BACKGROUND OF THE INVENTION
“Phase-change heat dissipation” utilizes a liquid medium capable of undergoing phase changes to absorb heat and evaporate into a gas medium at a specific temperature. The resulting gas medium condenses and releases heat as a liquid medium at another location, thereby achieving a method of heat transfer through a cooling process. Therefore, the “phase-change heat dissipation device” is typically installed on heat sources such as the GPU (Graphics Processing Unit) of a computer's graphics card or the CPU (Central Processing Unit) of a motherboard.
Traditional phase-change heat dissipation devices 90 are typically positioned on the top surface of a heat source 80, as shown in FIG. 10, and generally consist of an evaporator 91, a condenser 92, and a condensation tube 93. The condensation tube 93 is connected to an evaporating chamber 911 of the evaporator 91, and the evaporating chamber 911 is filled with liquid medium “a”. The condenser 92 has a condensation chamber 921 filled with cooling water “c”. The liquid medium “a” absorbs heat from the heat source 80 and evaporates into a gas medium “b”, and the gas medium “b” rises through the condensation tube 93 to the condensation chamber 921 of the condenser 92 for heat release and condensation.
Since the condensation tube 93 generally extends vertically straight from the evaporator 91 and vertically enters the condenser 92, it is affected by the horizontal interface 94 where the evaporator 91 and condenser 92 meet. This interference is unfavorable for the condensation of gas medium “b” back into liquid medium “a” within the evaporating chamber 911, as indicated by the dashed arrow in FIG. 10. This, in turn, affects the efficiency of heat dissipation. In other words, the direct connection between the evaporating chamber 911 and the condensation chamber 921 within the condensation tube 93 and condenser 92 leads to slow condensation of gas medium b and inadequate heat dissipation performance.
The present invention intends to provide a water-cooled heat dissipation device to eliminate the shortcomings mentioned above.
SUMMARY OF THE INVENTION
The present invention relates to a water-cooled heat dissipation device and comprises an evaporator having an evaporating chamber filled with a liquid medium. A water cooler has a cooling chamber filled with cooling water. At least one condensation tube has a lower end thereof connected to the evaporating chamber. The at least one condensation tube is inclined an angle relative to a vertical line. An upper end of the at least one condensation tube extends into the cooling chamber. A portion of the at least one condensation tube is immersed in the cooling water of the cooling chamber. The liquid medium in the evaporating chamber absorbs heat from a heat source and forms a gas medium that rises into the at least one condensation tube. The cooling water within the cooling chamber causes the gas medium in the at least one condensation tube to condense into the liquid medium. The liquid medium falls into the evaporating chamber to cool the heat source.

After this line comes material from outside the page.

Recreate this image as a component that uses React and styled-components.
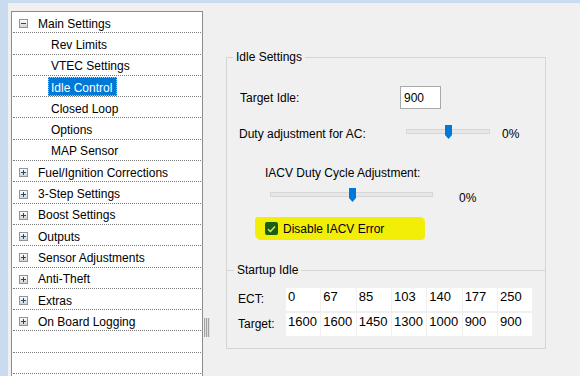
import React from 'react';
import styled, { createGlobalStyle } from 'styled-components';

const Global = createGlobalStyle`
  html, body { margin: 0; padding: 0; background: #f0f0f0; }
  body {
    font-family: "Liberation Sans", Arial, sans-serif;
    font-size: 12px;
    color: #000;
    overflow: hidden;
  }
`;

const Window = styled.div`
  width: 580px;
  height: 376px;
  box-sizing: border-box;
  border-top: 3px solid #c9dbee;
  border-left: 8px solid #c9dbee;
  background: #f0f0f0;
  display: flex;
  align-items: flex-start;
  overflow: hidden;
`;

const Tree = styled.div`
  flex: none;
  margin: 8px 0 0 3px;
  width: 192px;
  height: 400px;
  box-sizing: border-box;
  border: 1px solid #8c8c8c;
  background: #fff;
  padding: 0 1px;
`;

const TreeRow = styled.div`
  height: 21.31px;
  box-sizing: border-box;
  border-bottom: 1px dotted #7c7c7c;
  display: flex;
  align-items: stretch;
  padding-top: 1px;
  padding-left: ${(p) => (p.$child ? 35 : 6)}px;
`;

const IconBox = styled.span`
  display: flex;
  align-items: center;
  padding-top: 2px;
  margin-right: 7px;
`;

const TreeLabel = styled.span`
  display: flex;
  align-items: center;
  padding: 2px 4px 0 2px;
  border: 1px dotted ${(p) => (p.$selected ? '#9fcbf2' : 'transparent')};
  background: ${(p) => (p.$selected ? '#0078d7' : 'transparent')};
  color: ${(p) => (p.$selected ? '#fff' : '#000')};
  white-space: nowrap;
`;

const Splitter = styled.div`
  flex: none;
  width: 10px;
  padding: 315px 0 0 1px;
  box-sizing: border-box;
`;

const Grip = styled.div`
  width: 6px;
  height: 19px;
  background: repeating-linear-gradient(90deg, #a3a3a3 0 1px, #dedede 1px 2px);
`;

const Content = styled.div`
  flex: 1;
  padding: 47px 0 0 13px;
`;

const Group = styled.fieldset`
  margin: 0;
  padding: 0;
  width: 320px;
  box-sizing: border-box;
  border: 1px solid #d5d5d5;
  min-inline-size: 0;
`;

const SubGroup = styled.fieldset`
  margin: ${(p) => p.$mt}px 0 0;
  padding: 0 0 12px 11px;
  border: 0;
  border-top: 1px solid #d5d5d5;
  min-inline-size: 0;
`;

const Legend = styled.legend`
  margin-left: ${(p) => p.$offset}px;
  padding: 0 3px;
  line-height: 14px;
  font-size: 12px;
`;

const FieldRow = styled.div`
  display: flex;
  align-items: ${(p) => p.$align || 'center'};
  height: ${(p) => p.$h}px;
  margin-top: ${(p) => p.$mt}px;
  padding-left: ${(p) => p.$pl}px;
`;

const Label = styled.span`
  width: ${(p) => (p.$w ? `${p.$w}px` : 'auto')};
  flex: none;
  line-height: 14px;
  white-space: nowrap;
`;

const TextInput = styled.div`
  width: 41px;
  height: 23px;
  box-sizing: border-box;
  border: 1px solid #a9a9a9;
  background: #fff;
  padding-left: 3px;
  display: flex;
  align-items: center;
`;

const SliderBox = styled.div`
  position: relative;
  flex: none;
  width: ${(p) => p.$w}px;
  height: 14px;
  margin-bottom: ${(p) => p.$mb || 0}px;
`;

const Track = styled.div`
  position: absolute;
  left: 0;
  right: 0;
  top: 4px;
  height: 5px;
  box-sizing: border-box;
  background: #e7e7e7;
  border: 1px solid #d6d6d6;
`;

const Thumb = styled.svg`
  position: absolute;
  top: 0;
  left: 50%;
  margin-left: -3px;
`;

const Percent = styled.span`
  line-height: 14px;
  margin-left: ${(p) => p.$ml}px;
  margin-top: ${(p) => p.$mt || 0}px;
`;

const Highlight = styled.div`
  display: flex;
  align-items: center;
  margin: 15px 0 0 28px;
  width: 170px;
  height: 23px;
  padding-left: 10px;
  box-sizing: border-box;
  background: #f3ee08;
  border-radius: 3px 5px 4px 6px;
`;

const Check = styled.span`
  width: 13px;
  height: 13px;
  border-radius: 2px;
  background: #1b5e17;
  display: flex;
  align-items: center;
  justify-content: center;
  margin-right: 5px;
`;

const Table = styled.div`
  display: grid;
  grid-template-columns: 47px repeat(7, 34.33px);
  column-gap: 1px;
  row-gap: 2.3px;
  grid-auto-rows: 23px;
  margin-top: 11px;
`;

const RowLabel = styled.span`
  padding-top: 4px;
  line-height: 14px;
`;

const Cell = styled.div`
  background: #fff;
  font-size: 13px;
  line-height: 15px;
  padding: 1px 0 0 2px;
  white-space: nowrap;
  overflow: hidden;
`;

const ExpandIcon = ({ open }) => (
  <svg width="9" height="9" viewBox="0 0 9 9">
    <defs>
      <linearGradient id="expGrad" x1="0" y1="0" x2="0" y2="1">
        <stop offset="0" stopColor="#ffffff" />
        <stop offset="1" stopColor="#d2d2d2" />
      </linearGradient>
    </defs>
    <rect x="0.5" y="0.5" width="8" height="8" fill="url(#expGrad)" stroke="#939393" />
    <path d="M2 4.5h5" stroke="#26408a" />
    {!open && <path d="M4.5 2v5" stroke="#26408a" />}
  </svg>
);

const SliderThumb = () => (
  <Thumb width="7" height="14" viewBox="0 0 7 14">
    <path d="M0 0H7V10L3.5 14L0 10Z" fill="#0078d7" />
  </Thumb>
);

const treeItems = [
  { label: 'Main Settings', parent: true, open: true },
  { label: 'Rev Limits' },
  { label: 'VTEC Settings' },
  { label: 'Idle Control', selected: true },
  { label: 'Closed Loop' },
  { label: 'Options' },
  { label: 'MAP Sensor' },
  { label: 'Fuel/Ignition Corrections', parent: true },
  { label: '3-Step Settings', parent: true },
  { label: 'Boost Settings', parent: true },
  { label: 'Outputs', parent: true },
  { label: 'Sensor Adjustments', parent: true },
  { label: 'Anti-Theft', parent: true },
  { label: 'Extras', parent: true },
  { label: 'On Board Logging', parent: true },
  { empty: true },
  { empty: true },
  { empty: true },
];

const ect = ['0', '67', '85', '103', '140', '177', '250'];
const target = ['1600', '1600', '1450', '1300', '1000', '900', '900'];

export default function App() {
  return (
    <>
      <Global />
      <Window>
        <Tree>
          {treeItems.map((it, i) =>
            it.empty ? (
              <TreeRow key={i} />
            ) : (
              <TreeRow key={i} $child={!it.parent}>
                {it.parent && (
                  <IconBox>
                    <ExpandIcon open={it.open} />
                  </IconBox>
                )}
                <TreeLabel $selected={it.selected}>{it.label}</TreeLabel>
              </TreeRow>
            )
          )}
        </Tree>
        <Splitter>
          <Grip />
        </Splitter>
        <Content>
          <Group>
            <Legend $offset={6}>Idle Settings</Legend>
            <FieldRow $h={23} $mt={22} $pl={13}>
              <Label $w={160}>Target Idle:</Label>
              <TextInput>900</TextInput>
            </FieldRow>
            <FieldRow $h={22} $mt={14} $pl={12}>
              <Label $w={167}>Duty adjustment for AC:</Label>
              <SliderBox $w={84} $mb={4}>
                <Track />
                <SliderThumb />
              </SliderBox>
              <Percent $ml={12}>0%</Percent>
            </FieldRow>
            <FieldRow $h={14} $mt={21} $pl={38}>
              <Label>IACV Duty Cycle Adjustment:</Label>
            </FieldRow>
            <FieldRow $h={14} $mt={8} $pl={43} $align="flex-start">
              <SliderBox $w={163}>
                <Track />
                <SliderThumb />
              </SliderBox>
              <Percent $ml={26} $mt={3}>0%</Percent>
            </FieldRow>
            <Highlight>
              <Check>
                <svg width="9" height="8" viewBox="0 0 9 8">
                  <path d="M1 4.2L3.4 6.5L8 1.5" fill="none" stroke="#d6ef6a" strokeWidth="1.4" />
                </svg>
              </Check>
              <Label>Disable IACV Error</Label>
            </Highlight>
            <SubGroup $mt={23}>
              <Legend $offset={-4}>Startup Idle</Legend>
              <Table>
                <RowLabel>ECT:</RowLabel>
                {ect.map((v, i) => (
                  <Cell key={'e' + i}>{v}</Cell>
                ))}
                <RowLabel>Target:</RowLabel>
                {target.map((v, i) => (
                  <Cell key={'t' + i}>{v}</Cell>
                ))}
              </Table>
            </SubGroup>
          </Group>
        </Content>
      </Window>
    </>
  );
}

Preferably, the water cooler has an outside that has a first outlet and a first inlet. A heat exchanger has a second inlet and a second outlet. The first outlet is connected to the second inlet through a first conduit. The first inlet is connected to the second outlet through a second conduit. A water pump is placed on the first conduit or the second conduit.
Preferably, the cooling chamber of the water cooler includes multiple partition plates which divide the cooling chamber into a water channel. There are multiple condensation tubes which have their upper ends extend into the water channel. Two ends of the water channel are respectively connected to the first inlet and the first outlet.
Preferably, a gap is formed between a top of the evaporator and an underside of the water cooler. The at least one condensation tube passes through the gap. The height of the gap is less than half of the total length of the at least one condensation tube.
The primary object of the present invention is to provide a water-cooled heat dissipation device which uses at least one inclined condensation tube and an independent water cooler to efficiently guide liquid condensed from gas to return to the evaporating chamber, creating a cycle of repeated heat dissipation.
The present invention will become more obvious from the following description when taken in connection with the accompanying drawings which show, for purposes of illustration only, a preferred embodiment in accordance with the present invention.
BRIEF DESCRIPTION OF THE DRAWINGS
FIG. 1 is a perspective view to show the first embodiment of the water-cooled heat dissipation device of the present invention;
FIG. 2 is an exploded view to show the first embodiment of the water-cooled heat dissipation device of the present invention;
FIG. 3 is a cross sectional view of the water cooler of the present invention;
FIG. 4 is a cross sectional view of the first embodiment of the water-cooled heat dissipation device of the present invention;
FIG. 5 is another cross sectional view of the first embodiment of the water-cooled heat dissipation device of the present invention, wherein water is not yet filled into the water-cooled heat dissipation device;
FIG. 6 is another cross sectional view of the second embodiment of the water-cooled heat dissipation device of the present invention, wherein water is not yet filled into the water-cooled heat dissipation device;
FIG. 7 is an exploded view to show the third embodiment of the water-cooled heat dissipation device of the present invention;
FIG. 8 is a cross sectional view of the third embodiment of the water-cooled heat dissipation device of the present invention, wherein water is not yet filled into the water-cooled heat dissipation device;
FIG. 9 shows a fourth embodiment of the water-cooled heat dissipation device of the present invention, and
FIG. 10 shows a conventional phase-change heat dissipation device.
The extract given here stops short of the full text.